Running in last place (again)
While the Boilermakers’ passing offense will be great, its running attack — once again — will lack bite.
Purdue has finished last in rushing yardage in the Big Ten for the past 3 seasons.
And there’s very little reason to think the Boilermakers will be able to reverse the trend in 2022. Not only did they finish last in the Big Ten in rushing last season, but they weren’t even close to the 13th-ranked team, with Purdue’s 84.2 yards-per-game average being more than 23 yards worse than Penn State’s.
Brohm sought to bolster Purdue’s running game in the offseason, looking for a dynamic speed back who has big-play potential, but he struck out. Instead, he’ll stick with senior King Doerue, who has been a consistently solid runner but not a game-breaker, and former IU transfer Sampson James, who is another physical between-the-tackles runner.
Wright gets right
Milton Wright will lead the Boilermakers in receiving yardage in 2022.
But only if the senior gets his academics in order so that he’s allowed to compete for Purdue. And really, that’s the big question. The 6-3, 195-pound receiver would be O’Connell’s No. 1 target, but his eligibility is a question mark. Wright was forced to miss the Music City Bowl win over Tennessee due to academics and he was only a partial participant in the spring, when he was trying to work his way back into good standing.
Hard to tell where he stands now, but there’s at least a chance he could be with the Boilermakers in the fall.
If so, he could have a huge season. As the No. 2 last year, Wright finished the season with 57 receptions, 732 yards and a team-high 7 touchdowns, and that’s after he fought off a slew of drops in the first few games.
A Payne for the D
Tight end Payne Durham has turned into a big-time target for the Boilermakers, particularly so inside the red zone, where the 6-5, 255-pounder has shown an ability to find openings in the end zone.
He had 6 touchdown receptions last season, despite having battled a few nagging injuries that at times limited his effectiveness. Durham might not be a superior athlete with great top-end speed, but he’s a big target with soft hands who understands how to use his body to get open in tight spaces. And he’s used that well when the field gets tight in the red zone.
Give Durham a couple more TDs next season. Perhaps he could even get to 10.
Tyrone Tracy might have been the Boilermakers’ biggest offseason acquisition, as the former Iowa Hawkeye gives the Boilermakers another weapon on offense.
The 6-1 Tracy, an Indianapolis native, made an instant impact in the spring, lining up as a slot receiver — and giving Purdue the kind of play-making ability that is critical to Brohm’s offense — and in the backfield, too.
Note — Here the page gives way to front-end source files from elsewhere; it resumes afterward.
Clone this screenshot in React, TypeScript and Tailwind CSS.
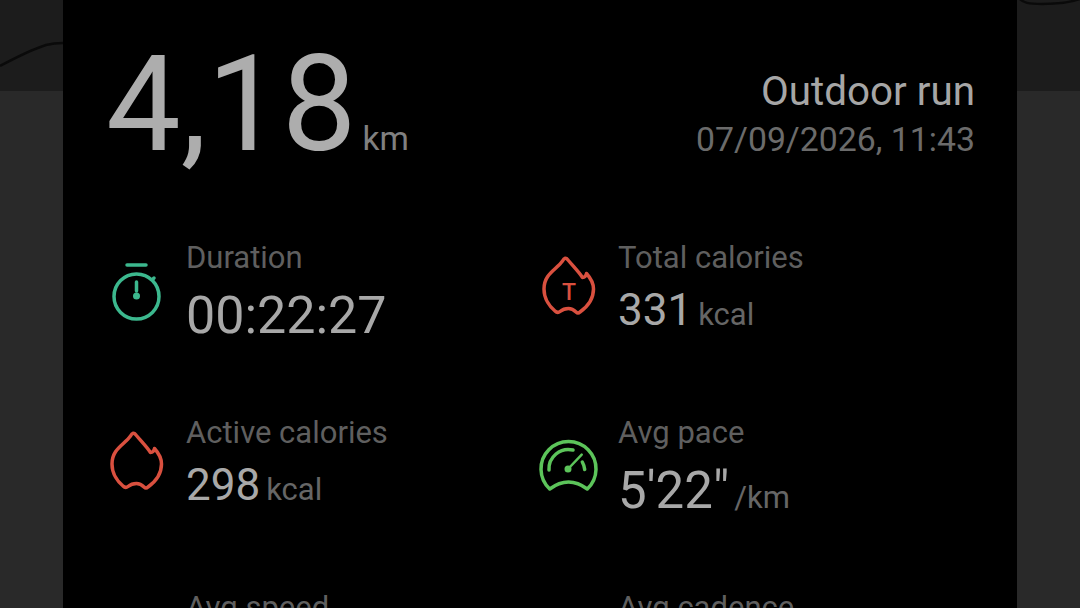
const flamePath =
  "M22.500 7Q25 2 28 6C33 12 39 18 42.500 23.500C44.500 23.500 46 22 46.500 19.500C50.500 24 53.500 28 53.500 35C53.500 45 47 53 40 58Q38 60 36 58C34 56 32 54.500 28.500 54.500C25 54.500 23 55 20 57.500Q17.500 59.500 15 57C10 53 4 45 4 35C4 20 16 16 22.500 7Z";

function StopwatchIcon() {
  return (
    <svg className="mt-[18px]" width="56" height="64" viewBox="0 0 56 64" fill="none" stroke="#3cb88e" strokeWidth="3.500" strokeLinecap="round">
      <path d="M19 7H38" />
      <circle cx="28.500" cy="38.500" r="22.500" />
      <path d="M28.500 24V33" />
      <circle cx="28.500" cy="38" r="3.500" fill="#3cb88e" stroke="none" />
      <path d="M45 21L46 20" />
    </svg>
  );
}

function FlameIcon({ withT }: { withT?: boolean }) {
  return (
    <svg className="mt-[14px]" width="58" height="64" viewBox="0 0 58 64" fill="none" stroke="#d9503f" strokeWidth="3.500" strokeLinejoin="round">
      <path d={flamePath} />
      {withT && (
        <text x="29" y="46" textAnchor="middle" fontFamily="Roboto, sans-serif" fontSize="23" fontWeight="500" fill="#d9503f" stroke="none">
          T
        </text>
      )}
    </svg>
  );
}

function GaugeIcon() {
  return (
    <svg className="mt-[21px] -ml-[3px]" width="62" height="58" viewBox="0 0 62 58" fill="none" stroke="#5cc45a" strokeWidth="3.500" strokeLinecap="round">
      <path d="M12.700 53A27.500 27.500 0 1 1 50.300 53Q31.500 39 12.700 53Z" strokeLinejoin="round" />
      <path d="M12 34A19.500 19.500 0 0 1 36 14" />
      <path d="M47.700 33.500A19.500 19.500 0 0 0 45.300 26" />
      <circle cx="31" cy="33" r="3.500" fill="#5cc45a" stroke="none" />
      <path d="M31 33L44.700 18.600" strokeWidth="2.500" />
    </svg>
  );
}

function Stat({
  icon,
  label,
  value,
  unit,
  valueClass,
  unitClass,
}: {
  icon?: React.ReactNode;
  label: string;
  value?: string;
  unit?: string;
  valueClass?: string;
  unitClass?: string;
}) {
  return (
    <div className="flex">
      <div className="w-[78px] shrink-0">{icon}</div>
      <div>
        <div className="text-[31px] leading-[36px] text-[#5f5f5f]">{label}</div>
        {value && (
          <div className={`text-[#a8a8a8] ${valueClass}`}>
            {value}
            {unit && <span className={`text-[31px] text-[#666666] ${unitClass}`}>{unit}</span>}
          </div>
        )}
      </div>
    </div>
  );
}

export default function App() {
  return (
    <div className="flex h-[608px] w-[1080px] overflow-hidden bg-[#292929] font-[Roboto,sans-serif]">
      {/* Map showing behind the sheet */}
      <div className="w-[63px] shrink-0">
        <div className="h-[91px] bg-[#1c1c1c]">
          <svg width="63" height="91" viewBox="0 0 63 91" fill="none">
            <path d="M0 66C15 58 30 50 46 45C52 43.500 58 43 63 43" stroke="#0a0a0a" strokeWidth="2.500" />
          </svg>
        </div>
      </div>

      <main className="min-w-0 flex-1 bg-black pl-[45px] pr-[42px]">
        <div className="flex h-[240px] items-start justify-between">
          <div className="-ml-[2px] mt-[25px] flex items-baseline">
            <span className="text-[133px] leading-[160px] text-[#adadad]">4,18</span>
            <span className="ml-[6px] text-[33.500px] leading-none text-[#808080]">km</span>
          </div>
          <div className="mt-[70px] text-right">
            <div className="text-[40.400px] leading-[44px] text-[#a6a6a6]">Outdoor run</div>
            <div className="mt-[6px] text-[33.800px] leading-[40px] text-[#6b6b6b]">07/09/2026, 11:43</div>
          </div>
        </div>

        <div className="grid grid-cols-[432px_1fr] auto-rows-[175px]">
          <Stat icon={<StopwatchIcon />} label="Duration" value="00:22:27" valueClass="mt-[10px] text-[52px] leading-[60px]" />
          <Stat icon={<FlameIcon withT />} label="Total calories" value="331" unit="kcal" valueClass="mt-[9px] text-[44px] leading-[50px]" unitClass="ml-[6px]" />
          <Stat icon={<FlameIcon />} label="Active calories" value="298" unit="kcal" valueClass="mt-[9px] text-[44px] leading-[50px]" unitClass="ml-[6px]" />
          <Stat icon={<GaugeIcon />} label="Avg pace" value={"5'22\""} unit="/km" valueClass="mt-[10px] text-[51px] leading-[60px]" unitClass="ml-[5px]" />
          <Stat label="Avg speed" />
          <Stat label="Avg cadence" />
        </div>
      </main>

      <div className="w-[63px] shrink-0">
        <div className="h-[91px] bg-[#1c1c1c]">
          <svg width="63" height="91" viewBox="0 0 63 91" fill="none">
            <path d="M2 -2C6 3 12 4 25 4C38 4 52 3 63 -1" stroke="#0a0a0a" strokeWidth="2.500" />
          </svg>
        </div>
      </div>
    </div>
  );
}
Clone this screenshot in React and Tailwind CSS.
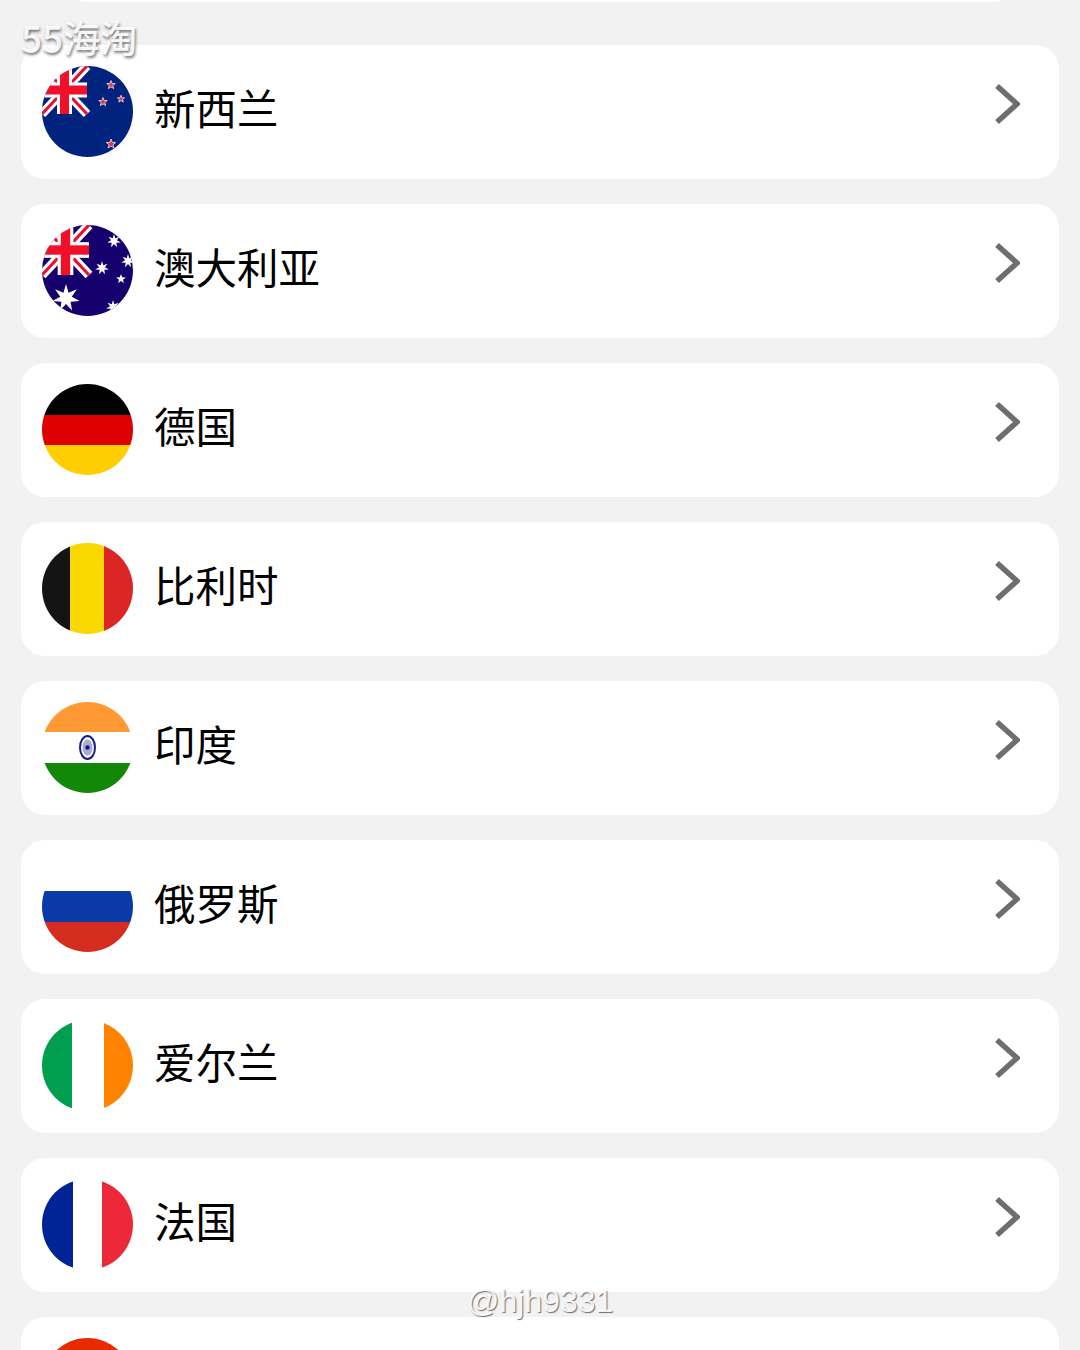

Purdue is going to find ways to get Tracy the ball, whether it be by throwing it to him or handing it to him.
Tracy will accumulate 800 yards of total offense next season, 600 through the air and 200 on the ground.
O-line depth a problem
Purdue feels OK about its 5 starting offensive linemen, especially with veterans Spencer Holstege at left guard and Gus Hartwig at center, with Eric Miller, the right tackle last season, moving over to the left side. But the right side of the line is unsettled. Veteran Cam Craig, who was a swing man backup last year, could fill in one of the positions. And maybe Sione Finau, a transfer from FIU, can be the starting right guard.
But young will fill out the rest of the depth chart.
Purdue likes sophomore Marcus Mbow and Mahamane Moussa, although both are inexperienced. Will the lack of depth hurt an offense otherwise full of potential?
6 for 40
Even though Purdue had a stretch last season in which it scored only 13 points in 3 consecutive games, the Boilermakers still averaged 29.1 points per game, good for 5th in the Big Ten.
And the Boilermakers had 4 games, 3 of them in the last 5 outings of the season, in which they scored at least 40 points.
Given that O’Connell will be the starter from Day 1, Purdue should be more consistent with a better potential for huge scoring outbursts. Purdue will have at least a half dozen games next season in which it puts up at least 40 points.